Leader: Emile Roemer
Socialist Party (Socialistische Partij – SP) is a left-wing political party. It was founded in 1971 under the name Communist Party of the Netherlands/Marxist-Leninist (KPN/ML) which originates from the Communist Unity Movement of the Netherlands. The name Socialist Party was adopted in 1972 and since the ‘90s the party had moved away from its communist tradition following a more social-democrat path with commitment to social welfare, public services and environmental issues. In general elections of 1994 SP won its first seats in the House of Representatives and in 2006 it won 16,6% of the electorate becoming the third party in the parliament. Although the polls before elections of 2012 had been showing an impressive rise for SP, the party remained only to its 2010’s electoral results, with 9.7%.
Christian Democratic Appeal
Leader: Sybrand van Haersma Buma
Christian Democratic Appeal (Christen-Democratisch Appèl – CDA) was founded in 1980 and it was the result of a merger between the Catholic People’s Party, the Anti Revolutionary Party and the Christian Historical Union. After the World War II CDA was the dominant party in Dutch political landscape and governments were formed through its cooperation with either the right or the left. In the general elections of 2010 the party lost half of its seats in the House of Representatives and during the elections of 2012 the losses continued. It is only the second time in its history that the party does not participate in the coalition government. CDA has supporters among Christians and Protestants and is stronger in the periphery than the big cities.

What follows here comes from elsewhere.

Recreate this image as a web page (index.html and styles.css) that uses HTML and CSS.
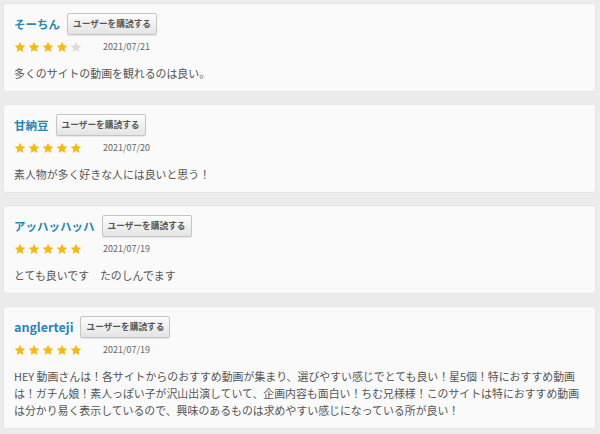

Leader: Alexander Pechtold
Democrats 66 (Democraten 66 – D66) is a social-liberal party with progressive characteristics. It was founded in 1966 by journalist Hans van Mierio and originates from dissident Democrats and intellectuals. The party supports democratic reform, human rights and equal society. Large fluctuations characterize the electoral history of the party. In general elections of 1967 the party entered the parliament and has participated in government coalitions since 1973. During the last elections D66 has increased its representation in the House of Deputies.